* **WRITTEN REQUEST**
Gather the lines that hold the string "screenshot".

* **AVAILABLE RECORDS**
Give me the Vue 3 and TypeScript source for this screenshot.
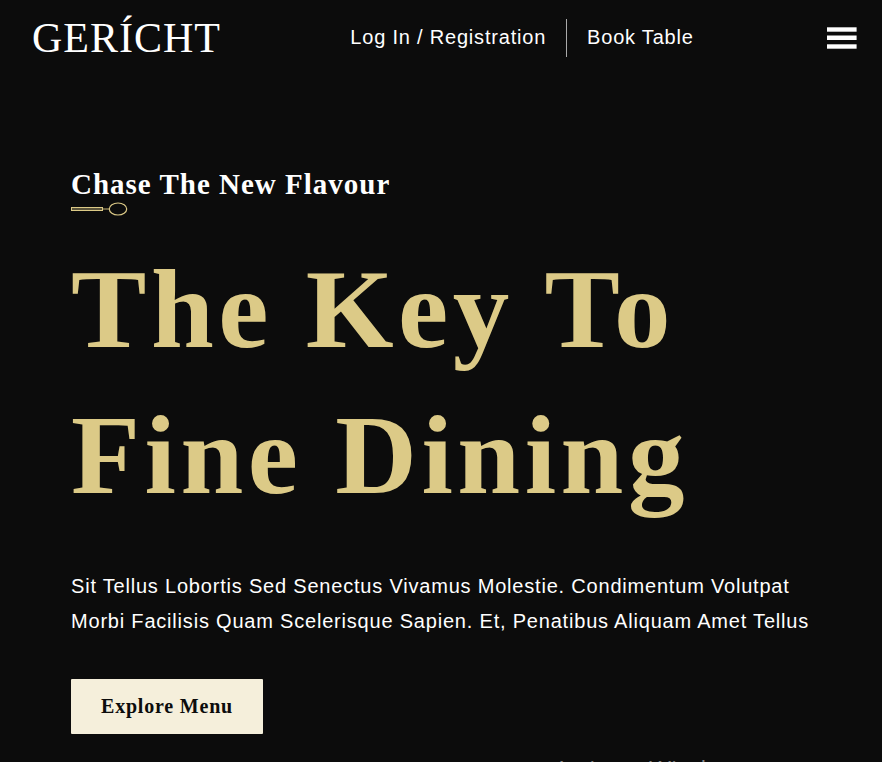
---
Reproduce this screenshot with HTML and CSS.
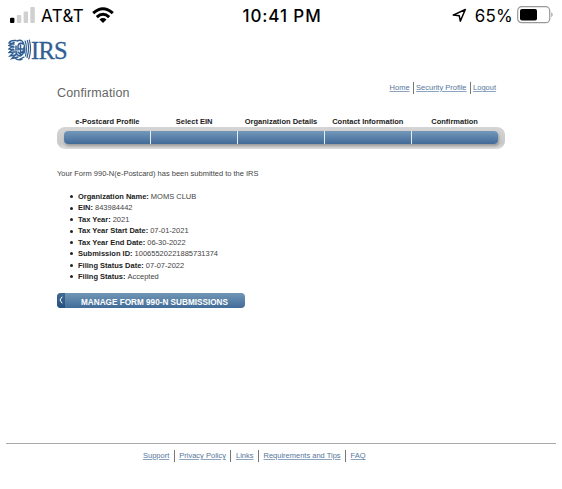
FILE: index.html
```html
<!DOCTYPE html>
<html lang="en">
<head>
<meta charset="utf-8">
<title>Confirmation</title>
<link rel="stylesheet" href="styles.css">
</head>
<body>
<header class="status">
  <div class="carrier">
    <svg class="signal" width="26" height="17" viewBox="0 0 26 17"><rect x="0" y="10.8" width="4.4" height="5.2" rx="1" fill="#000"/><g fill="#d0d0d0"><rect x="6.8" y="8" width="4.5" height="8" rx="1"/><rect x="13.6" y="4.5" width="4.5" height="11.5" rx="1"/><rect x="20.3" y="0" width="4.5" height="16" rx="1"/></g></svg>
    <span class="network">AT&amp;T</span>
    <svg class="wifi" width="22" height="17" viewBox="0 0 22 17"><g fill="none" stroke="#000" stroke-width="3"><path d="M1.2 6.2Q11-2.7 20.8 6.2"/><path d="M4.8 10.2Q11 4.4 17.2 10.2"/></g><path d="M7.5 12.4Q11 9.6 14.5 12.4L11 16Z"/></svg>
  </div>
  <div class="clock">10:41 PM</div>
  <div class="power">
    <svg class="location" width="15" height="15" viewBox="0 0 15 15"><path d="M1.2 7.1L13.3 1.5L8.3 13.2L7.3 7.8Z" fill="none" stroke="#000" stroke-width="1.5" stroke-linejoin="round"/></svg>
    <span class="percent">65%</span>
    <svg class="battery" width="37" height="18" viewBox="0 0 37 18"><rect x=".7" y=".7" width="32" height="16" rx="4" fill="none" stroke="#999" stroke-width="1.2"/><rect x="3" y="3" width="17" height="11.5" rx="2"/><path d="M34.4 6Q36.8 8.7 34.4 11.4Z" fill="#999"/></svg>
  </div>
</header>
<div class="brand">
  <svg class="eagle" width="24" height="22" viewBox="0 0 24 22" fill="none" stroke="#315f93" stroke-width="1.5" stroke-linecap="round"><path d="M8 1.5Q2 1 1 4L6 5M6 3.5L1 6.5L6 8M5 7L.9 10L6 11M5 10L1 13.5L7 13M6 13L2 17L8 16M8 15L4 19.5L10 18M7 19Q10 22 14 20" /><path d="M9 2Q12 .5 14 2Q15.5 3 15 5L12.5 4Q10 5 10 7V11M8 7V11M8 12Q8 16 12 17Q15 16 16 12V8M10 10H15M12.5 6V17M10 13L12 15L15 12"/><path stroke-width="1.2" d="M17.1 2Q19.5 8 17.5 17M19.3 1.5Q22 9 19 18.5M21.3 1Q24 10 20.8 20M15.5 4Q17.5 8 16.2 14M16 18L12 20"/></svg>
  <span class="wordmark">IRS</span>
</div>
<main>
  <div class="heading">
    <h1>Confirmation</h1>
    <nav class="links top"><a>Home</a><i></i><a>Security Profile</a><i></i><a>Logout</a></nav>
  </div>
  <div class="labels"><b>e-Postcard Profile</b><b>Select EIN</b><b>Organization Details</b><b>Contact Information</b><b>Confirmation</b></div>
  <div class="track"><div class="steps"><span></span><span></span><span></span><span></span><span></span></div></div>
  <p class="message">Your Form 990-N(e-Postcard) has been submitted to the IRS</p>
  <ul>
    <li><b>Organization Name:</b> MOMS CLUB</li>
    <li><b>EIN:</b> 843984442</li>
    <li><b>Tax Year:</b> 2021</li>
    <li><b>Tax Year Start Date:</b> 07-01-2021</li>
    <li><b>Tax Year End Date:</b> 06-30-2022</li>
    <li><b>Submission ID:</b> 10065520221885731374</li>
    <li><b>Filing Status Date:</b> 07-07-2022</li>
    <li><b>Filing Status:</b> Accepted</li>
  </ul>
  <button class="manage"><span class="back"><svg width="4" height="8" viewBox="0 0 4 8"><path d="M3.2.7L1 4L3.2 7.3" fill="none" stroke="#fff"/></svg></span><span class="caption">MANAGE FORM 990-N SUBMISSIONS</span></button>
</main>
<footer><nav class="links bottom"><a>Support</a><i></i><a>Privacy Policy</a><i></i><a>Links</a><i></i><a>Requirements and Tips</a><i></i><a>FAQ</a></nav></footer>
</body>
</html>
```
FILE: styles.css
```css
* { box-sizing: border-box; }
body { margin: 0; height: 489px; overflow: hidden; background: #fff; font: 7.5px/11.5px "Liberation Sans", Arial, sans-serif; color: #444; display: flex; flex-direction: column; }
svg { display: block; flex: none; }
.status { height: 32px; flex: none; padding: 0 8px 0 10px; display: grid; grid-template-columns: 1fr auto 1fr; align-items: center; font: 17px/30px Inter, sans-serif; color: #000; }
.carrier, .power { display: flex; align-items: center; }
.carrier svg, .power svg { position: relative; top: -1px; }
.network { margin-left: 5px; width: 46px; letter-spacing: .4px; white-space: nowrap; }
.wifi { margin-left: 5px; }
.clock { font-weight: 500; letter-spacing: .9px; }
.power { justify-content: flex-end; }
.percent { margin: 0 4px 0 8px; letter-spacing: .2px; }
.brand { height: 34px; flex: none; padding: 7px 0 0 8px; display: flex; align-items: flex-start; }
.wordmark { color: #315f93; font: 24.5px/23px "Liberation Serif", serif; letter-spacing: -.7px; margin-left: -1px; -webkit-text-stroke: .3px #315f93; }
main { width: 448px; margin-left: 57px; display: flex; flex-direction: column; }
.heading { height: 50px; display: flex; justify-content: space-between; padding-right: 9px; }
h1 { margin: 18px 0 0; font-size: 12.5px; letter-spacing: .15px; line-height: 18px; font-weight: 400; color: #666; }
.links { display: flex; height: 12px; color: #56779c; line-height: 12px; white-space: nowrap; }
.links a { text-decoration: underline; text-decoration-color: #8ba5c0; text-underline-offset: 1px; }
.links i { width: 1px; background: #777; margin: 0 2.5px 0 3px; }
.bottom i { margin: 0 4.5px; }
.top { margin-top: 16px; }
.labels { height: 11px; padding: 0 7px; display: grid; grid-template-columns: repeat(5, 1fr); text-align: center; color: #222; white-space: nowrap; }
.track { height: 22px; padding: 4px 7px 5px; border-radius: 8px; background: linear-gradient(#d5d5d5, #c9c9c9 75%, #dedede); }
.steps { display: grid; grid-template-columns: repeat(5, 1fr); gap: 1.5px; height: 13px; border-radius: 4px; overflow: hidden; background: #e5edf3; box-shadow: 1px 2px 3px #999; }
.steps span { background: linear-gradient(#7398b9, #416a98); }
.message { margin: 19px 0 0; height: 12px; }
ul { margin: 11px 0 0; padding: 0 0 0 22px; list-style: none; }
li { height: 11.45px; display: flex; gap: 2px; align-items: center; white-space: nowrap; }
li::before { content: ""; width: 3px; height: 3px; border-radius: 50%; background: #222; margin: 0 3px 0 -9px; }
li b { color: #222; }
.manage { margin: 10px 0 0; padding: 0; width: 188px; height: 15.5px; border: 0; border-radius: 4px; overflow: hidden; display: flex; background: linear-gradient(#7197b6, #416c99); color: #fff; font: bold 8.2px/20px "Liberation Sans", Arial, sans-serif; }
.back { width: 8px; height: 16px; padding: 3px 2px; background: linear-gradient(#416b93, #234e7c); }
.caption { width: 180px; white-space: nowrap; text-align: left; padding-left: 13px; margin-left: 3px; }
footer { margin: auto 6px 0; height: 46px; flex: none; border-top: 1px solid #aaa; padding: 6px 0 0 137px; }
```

* **IN RESPONSE**
Give me the Vue 3 and TypeScript source for this screenshot.
Reproduce this screenshot with HTML and CSS.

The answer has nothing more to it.